» **STORED ROWS**
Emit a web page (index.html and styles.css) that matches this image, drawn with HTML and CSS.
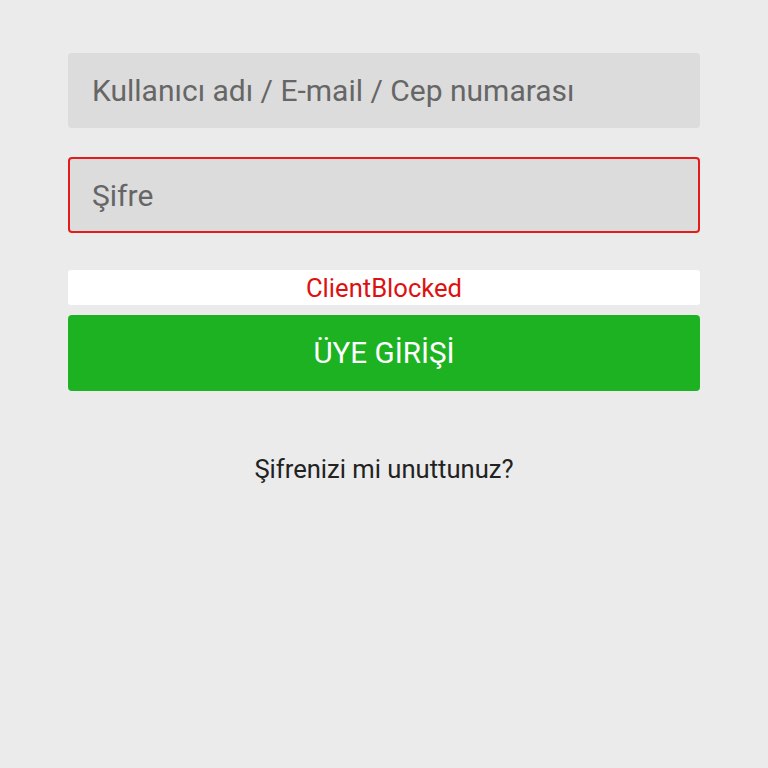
FILE: index.html
```html
<!DOCTYPE html>
<html lang="tr">
<head>
<meta charset="utf-8">
<link rel="stylesheet" href="styles.css">
</head>
<body>
<main class="login">
  <div class="field">Kullanıcı adı / E-mail / Cep numarası</div>
  <div class="field field-error">Şifre</div>
  <div class="message">ClientBlocked</div>
  <button class="submit">ÜYE GİRİŞİ</button>
  <div class="forgot">Şifrenizi mi unuttunuz?</div>
</main>
</body>
</html>
```

FILE: styles.css
```css
html, body {
  margin: 0;
  padding: 0;
  background: #ebebeb;
  font-family: Roboto, "Noto Sans", sans-serif;
}
.login {
  width: 632px;
  margin: 0 auto;
  padding-top: 53px;
  display: flex;
  flex-direction: column;
}
.field {
  box-sizing: border-box;
  height: 75px;
  background: #dcdcdc;
  border-radius: 4px;
  display: flex;
  align-items: center;
  font-size: 30px;
  color: #666;
  border: 2px solid transparent;
  padding-left: 22px;
}
.field + .field {
  margin-top: 29px;
  height: 76px;
}
.field-error {
  border-color: #e31b1b;
}
.message {
  margin-top: 37px;
  height: 35px;
  background: #fff;
  border-radius: 3px;
  display: flex;
  align-items: center;
  justify-content: center;
  font-size: 25.6px;
  color: #dd1111;
}
.submit {
  margin-top: 10px;
  height: 76px;
  border: none;
  border-radius: 4px;
  background: #1db222;
  color: #fff;
  font-family: Roboto, "Noto Sans", sans-serif;
  font-size: 29.6px;
  padding: 0;
}
.forgot {
  margin-top: 63px;
  text-align: center;
  font-size: 25.6px;
  color: #222;
}
```
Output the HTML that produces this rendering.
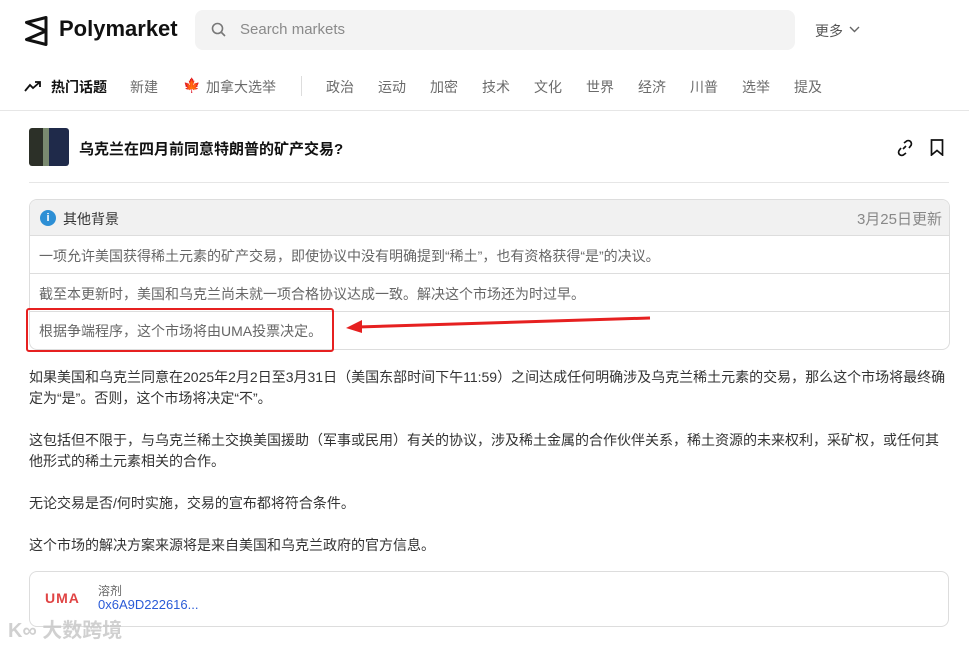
<!DOCTYPE html>
<html><head><meta charset="utf-8"><style>
*{margin:0;padding:0;box-sizing:border-box}
body{width:969px;height:645px;overflow:hidden;background:#fff;font-family:"Liberation Sans","Noto Sans CJK SC",sans-serif;color:#1f1f1f;position:relative}
.a{position:absolute;white-space:nowrap}
.nav{font-size:14px;color:#6b6b6b;top:77px}
.p{left:29px;font-size:14px;color:#333;line-height:21px;width:920px;white-space:normal}
</style></head><body>
<svg class="a" style="left:22px;top:14px" width="30" height="34" viewBox="22 14 30 34"><path d="M46 17.5 L26.5 22.5 L46 31 L26.5 39.5 L46 44.5 Z" fill="none" stroke="#111" stroke-width="3" stroke-linejoin="round"/></svg>
<div class="a" style="left:59px;top:16px;font-size:22px;font-weight:bold;color:#111">Polymarket</div>
<div class="a" style="left:195px;top:10px;width:600px;height:40px;background:#f3f3f3;border-radius:8px"></div>
<svg class="a" style="left:211px;top:22px" width="16" height="16" viewBox="0 0 16 16"><circle cx="6.5" cy="6.5" r="5" fill="none" stroke="#777" stroke-width="1.6"/><path d="M10.5 10.5 L14 14" stroke="#777" stroke-width="1.6"/></svg>
<div class="a" style="left:240px;top:21px;font-size:15px;color:#8a8a8a">Search markets</div>
<div class="a" style="left:815px;top:21px;font-size:14px;color:#555">更多</div>
<svg class="a" style="left:849px;top:26px" width="11" height="7" viewBox="0 0 11 7"><path d="M1 1 L5.5 5.5 L10 1" fill="none" stroke="#666" stroke-width="1.4"/></svg>
<svg class="a" style="left:24px;top:80px" width="18" height="12" viewBox="0 0 18 12"><path d="M1 11 L6 5 L9 8 L16 2 M11 2 H16 V7" fill="none" stroke="#111" stroke-width="1.8"/></svg>
<div class="a nav" style="left:51px;color:#111;font-weight:bold">热门话题</div>
<div class="a nav" style="left:130px">新建</div>
<div class="a nav" style="left:183px;color:#d52b1e">🍁</div>
<div class="a nav" style="left:206px">加拿大选举</div>
<div class="a" style="left:301px;top:76px;width:1px;height:20px;background:#ddd"></div>
<div class="a nav" style="left:326px">政治</div><div class="a nav" style="left:378px">运动</div><div class="a nav" style="left:430px">加密</div><div class="a nav" style="left:482px">技术</div><div class="a nav" style="left:534px">文化</div><div class="a nav" style="left:586px">世界</div><div class="a nav" style="left:638px">经济</div><div class="a nav" style="left:690px">川普</div><div class="a nav" style="left:742px">选举</div><div class="a nav" style="left:794px">提及</div>
<div class="a" style="left:0;top:110px;width:969px;height:1px;background:#e6e6e6"></div>
<div class="a" style="left:29px;top:128px;width:40px;height:38px;border-radius:3px;background:linear-gradient(90deg,#2c3028 0 35%,#7a8a70 35% 50%,#1f2a4a 50%)"></div>
<div class="a" style="left:79px;top:138px;font-size:15px;font-weight:bold;color:#111">乌克兰在四月前同意特朗普的矿产交易?</div>
<svg class="a" style="left:896px;top:139px" width="18" height="18" viewBox="0 0 18 18"><path d="M7 10 L10 7 M8 4 L10 2.5 a3 3 0 0 1 4.5 4.5 L13 9 M10 14 L8 15.5 a3 3 0 0 1 -4.5 -4.5 L5 9" fill="none" stroke="#111" stroke-width="1.7"/></svg>
<svg class="a" style="left:930px;top:139px" width="14" height="17" viewBox="0 0 14 17"><path d="M1.5 1 H12.5 V16 L7 11.5 L1.5 16 Z" fill="none" stroke="#111" stroke-width="1.7"/></svg>
<div class="a" style="left:29px;top:182px;width:920px;height:1px;background:#e6e6e6"></div>
<div class="a" style="left:29px;top:199px;width:921px;height:151px;border:1px solid #ddd;border-radius:8px;overflow:hidden">
<div style="height:36px;background:#f1f1f1;border-bottom:1px solid #ddd;position:relative">
<div class="a" style="left:10px;top:10px;width:16px;height:16px;border-radius:50%;background:#2d8fd5;color:#fff;font-size:11px;font-weight:bold;text-align:center;line-height:16px">i</div>
<div class="a" style="left:33px;top:9px;font-size:14px;color:#333">其他背景</div>
<div class="a" style="right:7px;top:8px;font-size:15px;color:#888">3月25日更新</div></div>
<div style="height:38px;border-bottom:1px solid #ddd;padding:10px 9px;font-size:14px;color:#666">一项允许美国获得稀土元素的矿产交易，即使协议中没有明确提到“稀土”，也有资格获得“是”的决议。</div>
<div style="height:38px;border-bottom:1px solid #ddd;padding:10px 9px;font-size:14px;color:#666">截至本更新时，美国和乌克兰尚未就一项合格协议达成一致。解决这个市场还为时过早。</div>
<div style="height:38px;padding:9px 9px;font-size:14px;color:#666">根据争端程序，这个市场将由UMA投票决定。</div>
</div>
<div class="a" style="left:26px;top:308px;width:308px;height:44px;border:2px solid #e62020;border-radius:3px"></div>
<svg class="a" style="left:340px;top:312px" width="320" height="24" viewBox="0 0 320 24"><path d="M310 6 L18 15" stroke="#e62020" stroke-width="3" fill="none"/><path d="M6 16 L22 8 L22 21 Z" fill="#e62020"/></svg>
<div class="a p" style="top:367px">如果美国和乌克兰同意在2025年2月2日至3月31日（美国东部时间下午11:59）之间达成任何明确涉及乌克兰稀土元素的交易，那么这个市场将最终确定为“是”。否则，这个市场将决定“不”。</div>
<div class="a p" style="top:430px">这包括但不限于，与乌克兰稀土交换美国援助（军事或民用）有关的协议，涉及稀土金属的合作伙伴关系，稀土资源的未来权利，采矿权，或任何其他形式的稀土元素相关的合作。</div>
<div class="a p" style="top:493px">无论交易是否/何时实施，交易的宣布都将符合条件。</div>
<div class="a p" style="top:535px">这个市场的解决方案来源将是来自美国和乌克兰政府的官方信息。</div>
<div class="a" style="left:29px;top:571px;width:920px;height:56px;border:1px solid #ddd;border-radius:8px"></div>
<div class="a" style="left:45px;top:590px;font-size:14px;font-weight:bold;color:#e04444;letter-spacing:1px">UMA</div>
<div class="a" style="left:98px;top:582px;font-size:12px;color:#666">溶剂</div>
<div class="a" style="left:98px;top:597px;font-size:13px;color:#2a5bd7">0x6A9D222616...</div>
<div class="a" style="left:8px;top:614px;font-size:20px;color:rgba(200,200,200,.85);font-weight:bold">K∞ 大数跨境</div>
</body></html>
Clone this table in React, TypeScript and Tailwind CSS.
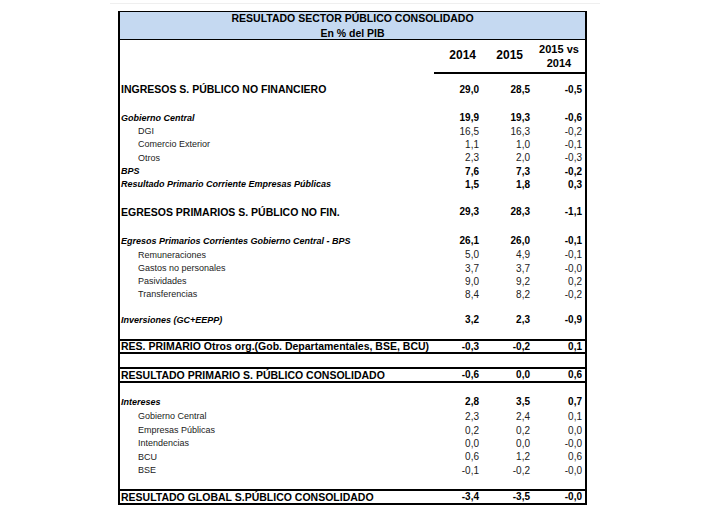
import React from "react";

type Kind = "main" | "ital" | "sub" | "box" | "sp";
type R = { k: Kind; l?: string; v?: [string, string, string]; h: number };

const H: Record<number, string> = {
  9: "h-[9px]",
  12: "h-[12px]",
  13: "h-[13px]",
  14: "h-[14px]",
  15: "h-[15px]",
  16: "h-[16px]",
};

const rows: R[] = [
  { k: "sp", h: 9 },
  { k: "main", l: "INGRESOS S. PÚBLICO NO FINANCIERO", v: ["29,0", "28,5", "-0,5"], h: 13 },
  { k: "sp", h: 15 },
  { k: "ital", l: "Gobierno Central", v: ["19,9", "19,3", "-0,6"], h: 14 },
  { k: "sub", l: "DGI", v: ["16,5", "16,3", "-0,2"], h: 13 },
  { k: "sub", l: "Comercio Exterior", v: ["1,1", "1,0", "-0,1"], h: 13 },
  { k: "sub", l: "Otros", v: ["2,3", "2,0", "-0,3"], h: 14 },
  { k: "ital", l: "BPS", v: ["7,6", "7,3", "-0,2"], h: 13 },
  { k: "ital", l: "Resultado Primario Corriente Empresas Públicas", v: ["1,5", "1,8", "0,3"], h: 13 },
  { k: "sp", h: 14 },
  { k: "main", l: "EGRESOS PRIMARIOS S. PÚBLICO NO FIN.", v: ["29,3", "28,3", "-1,1"], h: 14 },
  { k: "sp", h: 15 },
  { k: "ital", l: "Egresos Primarios Corrientes Gobierno Central - BPS", v: ["26,1", "26,0", "-0,1"], h: 14 },
  { k: "sub", l: "Remuneraciones", v: ["5,0", "4,9", "-0,1"], h: 14 },
  { k: "sub", l: "Gastos no personales", v: ["3,7", "3,7", "-0,0"], h: 13 },
  { k: "sub", l: "Pasividades", v: ["9,0", "9,2", "0,2"], h: 13 },
  { k: "sub", l: "Transferencias", v: ["8,4", "8,2", "-0,2"], h: 13 },
  { k: "sp", h: 12 },
  { k: "ital", l: "Inversiones (GC+EEPP)", v: ["3,2", "2,3", "-0,9"], h: 14 },
  { k: "sp", h: 12 },
  { k: "box", l: "RES. PRIMARIO Otros org.(Gob. Departamentales, BSE, BCU)", v: ["-0,3", "-0,2", "0,1"], h: 15 },
  { k: "sp", h: 13 },
  { k: "box", l: "RESULTADO PRIMARIO S. PÚBLICO CONSOLIDADO", v: ["-0,6", "0,0", "0,6"], h: 16 },
  { k: "sp", h: 12 },
  { k: "ital", l: "Intereses", v: ["2,8", "3,5", "0,7"], h: 14 },
  { k: "sub", l: "Gobierno Central", v: ["2,3", "2,4", "0,1"], h: 15 },
  { k: "sub", l: "Empresas Públicas", v: ["0,2", "0,2", "0,0"], h: 13 },
  { k: "sub", l: "Intendencias", v: ["0,0", "0,0", "-0,0"], h: 13 },
  { k: "sub", l: "BCU", v: ["0,6", "1,2", "0,6"], h: 14 },
  { k: "sub", l: "BSE", v: ["-0,1", "-0,2", "-0,0"], h: 13 },
  { k: "sp", h: 12 },
  { k: "box", l: "RESULTADO GLOBAL S.PÚBLICO CONSOLIDADO", v: ["-3,4", "-3,5", "-0,0"], h: 16 },
];

function Row({ r }: { r: R }) {
  if (r.k === "sp") return <div className={H[r.h]} />;
  const labelCls =
    r.k === "main" || r.k === "box"
      ? "font-bold text-[10.5px] text-black pl-px"
      : r.k === "ital"
      ? "font-bold italic text-[9px] text-black pl-px"
      : "text-[9px] text-[#222] pl-[18px]";
  const numCls = r.k === "sub" ? "text-[10px] text-[#222]" : "font-bold text-[10px] text-black";
  const boxCls = r.k === "box" ? "border-y-2 border-black" : "";
  const v = r.v!;
  return (
    <div className={`grid grid-cols-[314px_48px_51px_52px] ${H[r.h]} ${boxCls}`}>
      <div className={`flex items-center whitespace-nowrap leading-none ${labelCls}`}>{r.l}</div>
      <div className={`flex items-center justify-end pr-[3px] leading-none ${numCls}`}>{v[0]}</div>
      <div className={`flex items-center justify-end pr-[3px] leading-none ${numCls}`}>{v[1]}</div>
      <div className={`flex items-center justify-end pr-[3px] leading-none ${numCls}`}>{v[2]}</div>
    </div>
  );
}

export default function App() {
  return (
    <div
      className="w-[720px] h-[519px] bg-white overflow-hidden"
      style={{ fontFamily: '"Liberation Sans", Arial, sans-serif' }}
    >
      <div className="ml-[110px] mt-[3px] h-px w-[490px] bg-[#efefef]" />
      <div className="ml-[118px] mt-[7px] w-[469px] border-x-2 border-black">
        <div className="border-y border-black bg-[#c5d9f1] h-[29px] text-center font-bold text-black text-[10.5px]">
          <div className="h-[12px] leading-[12px]">RESULTADO SECTOR PÚBLICO CONSOLIDADO</div>
          <div className="mt-[4px] h-[11px] leading-[11px]">En % del PIB</div>
        </div>
        <div className="grid grid-cols-[314px_48px_51px_52px] h-[34px] font-bold text-black">
          <div />
          <div className="border-b-2 border-black text-right pr-[6px] pt-[8px] text-[12px] leading-[14px]">2014</div>
          <div className="border-b-2 border-black text-right pr-[10px] pt-[8px] text-[12px] leading-[14px]">2015</div>
          <div className="border-b-2 border-black text-center pt-[2px] text-[11px] leading-[14px]">
            <div>2015 vs</div>
            <div>2014</div>
          </div>
        </div>
        {rows.map((r, i) => (
          <Row key={i} r={r} />
        ))}
      </div>
    </div>
  );
}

» **SET TASK**
Your answer should be a single number: the count of lines in these records that hold the string "index".

» **ANSWER BELOW**
2